Antidepressants Work No Better Than a Placebo

A new study has indicated that new generation antidepressants only benefit the most severely depressed people.

According to the findings, these drugs ‘do not produce clinically significant improvements in depression in patients who initially have moderate or even severe depression’.

As part of the study, a team from the University of Hull in the UK analysed data on all of the clinical trials that had been submitted to the US Food and Drugs Administration (FDA) for the licensing of four drugs that belong to the SSRI group of drugs.

SSRIs (selective serotonin reuptake inhibitors) are the newest type of antidepressants available. They include Prozac and Seroxat.

The analysis included both published and unpublished data on the drugs.

The researchers found that the overall effect of these new generation of antidepressants ‘was below the recommended criteria for clinical significance’.

They found ‘virtually no difference’ between the effects of the drugs and the effects of placebo in patients with moderate depression.
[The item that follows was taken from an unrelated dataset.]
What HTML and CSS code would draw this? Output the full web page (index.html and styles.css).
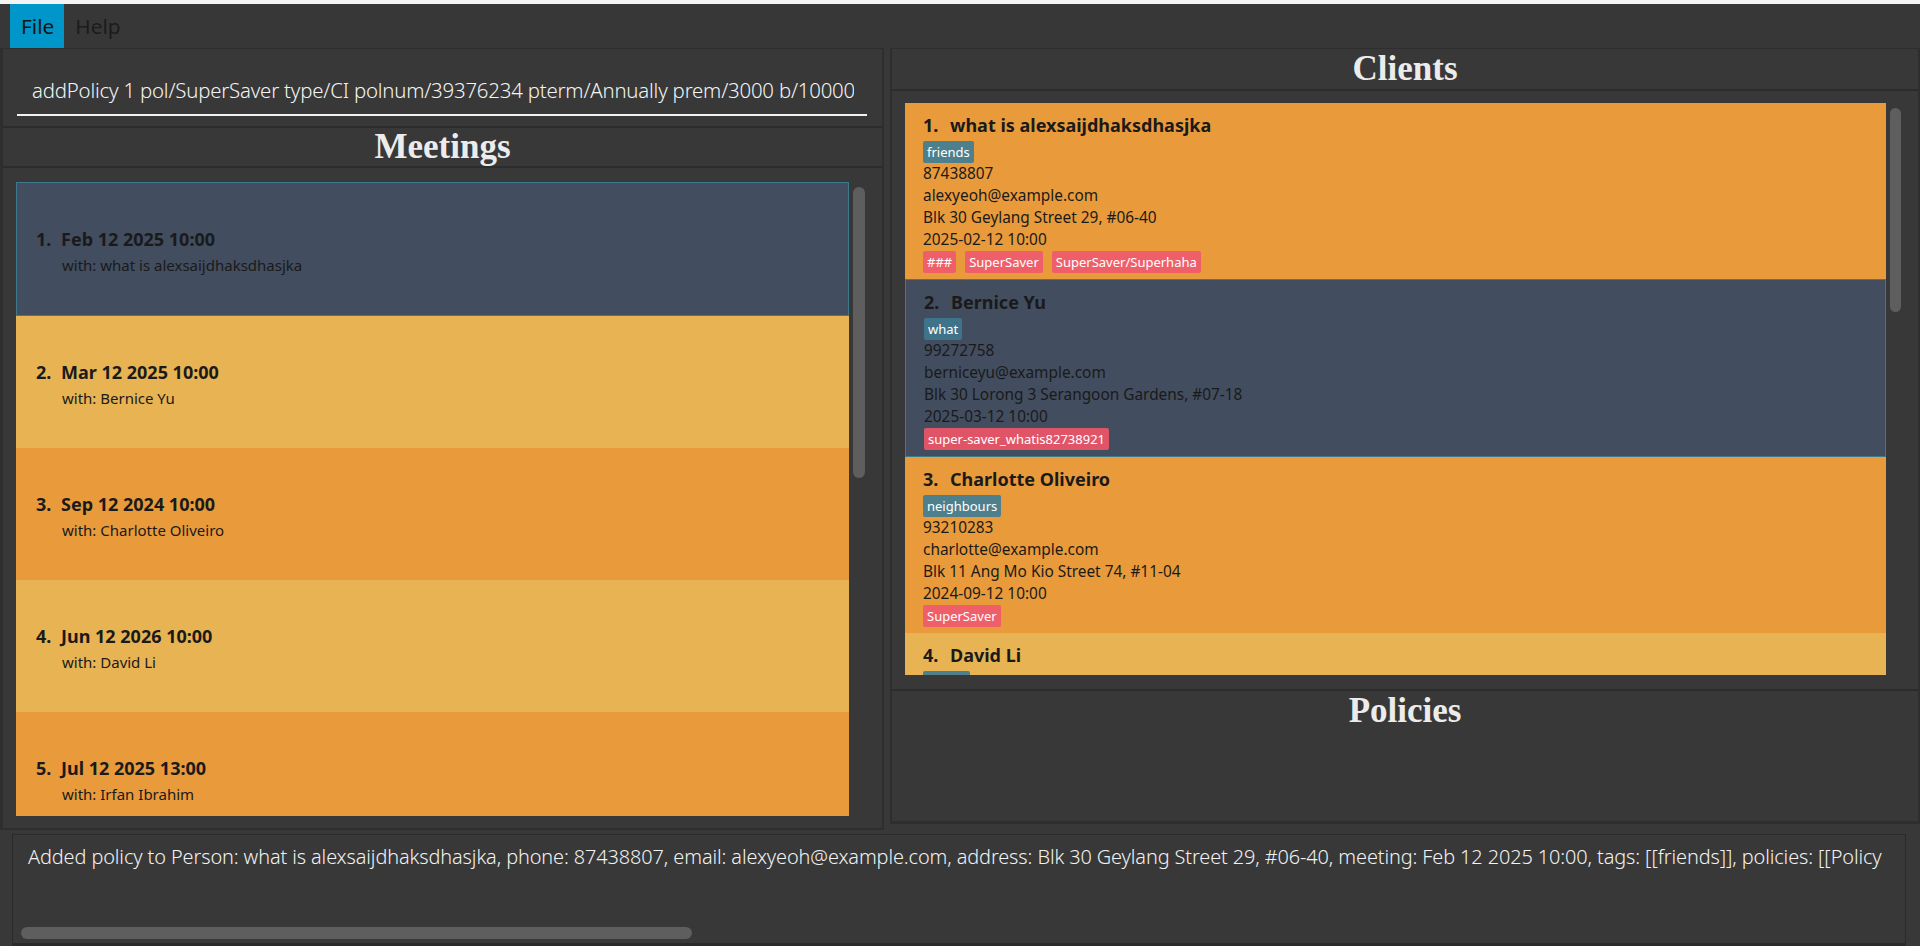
FILE: index.html
```html
<!DOCTYPE html>
<html>
<head>
<meta charset="utf-8">
<title>Insurance Address Book</title>
<link rel="stylesheet" href="styles.css">
</head>
<body>
<div class="topstrip"></div>
<div class="menubar">
  <span class="menu active">File</span>
  <span class="menu">Help</span>
</div>
<div class="main">
  <div class="leftcol">
    <div class="cmdbox">
      <div class="cmdfield"><div class="cmdclip"><span class="cmdtext">addPolicy 1 pol/SuperSaver type/CI polnum/39376234 pterm/Annually prem/3000 b/10000</span></div></div>
    </div>
    <div class="sechead">Meetings</div>
    <div class="listwrap mlist">
      <div class="viewport">
        <div class="cards">
          <div class="mcard selected">
            <div class="mtitle"><span class="idx">1.</span>Feb 12 2025 10:00</div>
            <div class="mwith">with: what is alexsaijdhaksdhasjka</div>
          </div>
          <div class="mcard light">
            <div class="mtitle"><span class="idx">2.</span>Mar 12 2025 10:00</div>
            <div class="mwith">with: Bernice Yu</div>
          </div>
          <div class="mcard orange">
            <div class="mtitle"><span class="idx">3.</span>Sep 12 2024 10:00</div>
            <div class="mwith">with: Charlotte Oliveiro</div>
          </div>
          <div class="mcard light">
            <div class="mtitle"><span class="idx">4.</span>Jun 12 2026 10:00</div>
            <div class="mwith">with: David Li</div>
          </div>
          <div class="mcard orange">
            <div class="mtitle"><span class="idx">5.</span>Jul 12 2025 13:00</div>
            <div class="mwith">with: Irfan Ibrahim</div>
          </div>
        </div>
        <div class="vscroll m"><div class="thumb"></div></div>
      </div>
    </div>
  </div>
  <div class="rightcol">
    <div class="sechead chead">Clients</div>
    <div class="listwrap clist">
      <div class="viewport">
        <div class="cards">
          <div class="ccard orange">
            <div class="cname"><span class="idx">1.</span>what is alexsaijdhaksdhasjka</div>
            <div class="tags"><span class="tag teal">friends</span></div>
            <div class="cline">87438807</div>
            <div class="cline">alexyeoh@example.com</div>
            <div class="cline">Blk 30 Geylang Street 29, #06-40</div>
            <div class="cline">2025-02-12 10:00</div>
            <div class="tags"><span class="tag red">###</span><span class="tag red">SuperSaver</span><span class="tag red">SuperSaver/Superhaha</span></div>
          </div>
          <div class="ccard selected">
            <div class="cname"><span class="idx">2.</span>Bernice Yu</div>
            <div class="tags"><span class="tag teal2">what</span></div>
            <div class="cline">99272758</div>
            <div class="cline">berniceyu@example.com</div>
            <div class="cline">Blk 30 Lorong 3 Serangoon Gardens, #07-18</div>
            <div class="cline">2025-03-12 10:00</div>
            <div class="tags"><span class="tag red2">super-saver_whatis82738921</span></div>
          </div>
          <div class="ccard orange">
            <div class="cname"><span class="idx">3.</span>Charlotte Oliveiro</div>
            <div class="tags"><span class="tag teal">neighbours</span></div>
            <div class="cline">93210283</div>
            <div class="cline">charlotte@example.com</div>
            <div class="cline">Blk 11 Ang Mo Kio Street 74, #11-04</div>
            <div class="cline">2024-09-12 10:00</div>
            <div class="tags"><span class="tag red">SuperSaver</span></div>
          </div>
          <div class="ccard light">
            <div class="cname"><span class="idx">4.</span>David Li</div>
            <div class="tags"><span class="tag teal stub"></span></div>
          </div>
        </div>
        <div class="vscroll c"><div class="thumb"></div></div>
      </div>
    </div>
    <div class="sechead phead">Policies</div>
    <div class="policies"></div>
  </div>
</div>
<div class="result">
  <div class="resultbox">
    <div class="resulttext">Added policy to Person: what is alexsaijdhaksdhasjka, phone: 87438807, email: alexyeoh@example.com, address: Blk 30 Geylang Street 29, #06-40, meeting: Feb 12 2025 10:00, tags: [[friends]], policies: [[Policy</div>
    <div class="hscroll"><div class="hthumb"></div></div>
  </div>
</div>
</body>
</html>
```
FILE: styles.css
```css
* { box-sizing: border-box; }
html, body {
  margin: 0;
  padding: 0;
  width: 1920px;
  height: 946px;
  overflow: hidden;
  background: #383838;
  font-family: "Noto Sans", "Open Sans", sans-serif;
}
.topstrip {
  height: 4px;
  background: #f4f4f4;
}
.menubar {
  height: 44px;
  background: #373737;
  display: flex;
  align-items: stretch;
  padding-left: 10px;
}
.menu {
  display: flex;
  align-items: center;
  padding: 0 11px;
  font-size: 20.8px;
  color: #1c1c1c;
  line-height: 1;
}
.menu.active {
  background: #0096c9;
  color: #141414;
  padding: 0 10px 0 11px;
}
.main {
  display: flex;
  height: 782px;
  gap: 6px;
}
.leftcol {
  width: 884px;
  display: flex;
  flex-direction: column;
  border: 2px solid #2e2e2e;
  border-left-width: 3px;
  border-top-width: 1px;
}
.rightcol {
  flex: 1;
  display: flex;
  flex-direction: column;
  border: 2px solid #2e2e2e;
  border-top-width: 1px;
  border-bottom-width: 3px;
  height: 776px;
}
.cmdbox {
  height: 79px;
  border-bottom: 2px solid #2c2c2c;
  padding: 20px 12px 0 14px;
}
.cmdfield {
  width: 850px;
  height: 47px;
  border-bottom: 2px solid #f2f2f2;
  padding-left: 15px;
}
.cmdclip {
  width: 822px;
  overflow: hidden;
  white-space: nowrap;
}
.cmdtext {
  font-size: 20.4px;
  font-weight: 300;
  color: #f4f4f4;
  line-height: 42px;
  letter-spacing: -0.2px;
}
.sechead {
  height: 40px;
  display: flex;
  align-items: center;
  justify-content: center;
  font-family: "Liberation Serif", "Times New Roman", serif;
  font-weight: bold;
  font-size: 35px;
  color: #ececec;
  border-bottom: 2px solid #2c2c2c;
}
.chead {
  height: 42px;
}
.phead {
  border-bottom: none;
  border-top: 2px solid #2c2c2c;
  height: 42px;
}
.listwrap {
  flex: 1;
  min-height: 0;
  display: flex;
}
.mlist {
  padding: 14px 15px 12px 13px;
}
.clist {
  flex: 0 0 598px;
  padding: 12px 14px 14px 13px;
}
.viewport {
  flex: 1;
  display: flex;
  overflow: hidden;
}
.cards {
  flex: 1;
  overflow: hidden;
}
.vscroll {
  flex: 0 0 auto;
  position: relative;
}
.vscroll.m { width: 18px; padding: 5px 2px 0 4px; }
.vscroll.c { width: 18px; padding: 5px 3px 0 4px; }
.thumb {
  background: #5e5e5e;
  border-radius: 6px;
  width: 12px;
}
.vscroll.m .thumb { height: 291px; }
.vscroll.c .thumb { height: 204px; width: 11px; }

.mcard {
  height: 132px;
  display: flex;
  flex-direction: column;
  justify-content: center;
  padding: 3px 0 0 20px;
  color: #1a1a1a;
}
.mcard.selected {
  height: 134px;
  padding-left: 19px;
}
.orange { background: #e99a3b; }
.light { background: #e8b352; }
.selected {
  background: #424d5f;
  border: 1px solid #3d7a8e;
}
.mtitle {
  font-size: 18px;
  font-weight: 700;
  line-height: 26px;
  display: flex;
}
.idx {
  display: inline-block;
  width: 25px;
}
.mwith {
  font-size: 15px;
  line-height: 22px;
  margin-left: 26px;
  margin-top: 2px;
}
.ccard {
  height: 176px;
  padding: 8px 0 0 18px;
  color: #1a1a1a;
}
.ccard.selected {
  height: 178px;
}
.cname {
  font-size: 18px;
  font-weight: 700;
  line-height: 28px;
  margin-bottom: 2px;
  display: flex;
}
.cname .idx { width: 27px; }
.tags {
  display: flex;
  gap: 9px;
  height: 22px;
}
.tag {
  font-size: 13px;
  line-height: 22px;
  height: 22px;
  padding: 0 4px;
  color: #ffffff;
  border-radius: 2px;
}
.tag.stub { width: 47px; }
.teal { background: #4e7f8d; }
.teal2 { background: #3f7389; }
.red { background: #ef5f6a; }
.red2 { background: #e05468; }
.cline {
  font-size: 15.4px;
  line-height: 22px;
}
.policies {
  flex: 1;
}
.result {
  height: 116px;
  padding: 4px 14px 0 12px;
}
.resultbox {
  height: 112px;
  border: 1px solid #2a2a2a;
  border-bottom-width: 3px;
  background: #383838;
  display: flex;
  flex-direction: column;
  overflow: hidden;
}
.resulttext {
  font-size: 19.9px;
  font-weight: 300;
  color: #f2f2f2;
  white-space: nowrap;
  padding: 7px 0 0 15px;
  line-height: 30px;
  height: 90px;
  letter-spacing: -0.1px;
}
.hscroll {
  padding: 2px 0 0 8px;
}
.hthumb {
  width: 671px;
  height: 12px;
  border-radius: 6px;
  background: #5e5e5e;
}
```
Furthermore, they found ‘only a small and clinically insignificant difference’ among patients with very severe depression.

The point at which the drugs were shown to reach clinical significance was in patients with the most severe type of depression.

The researchers concluded that ‘there is little reason to prescribe new generation antidepressant medication to any but the most severely depressed patients, unless alternative treatments have been ineffective’.

Details of these findings are published in the journal, PloS Medicine.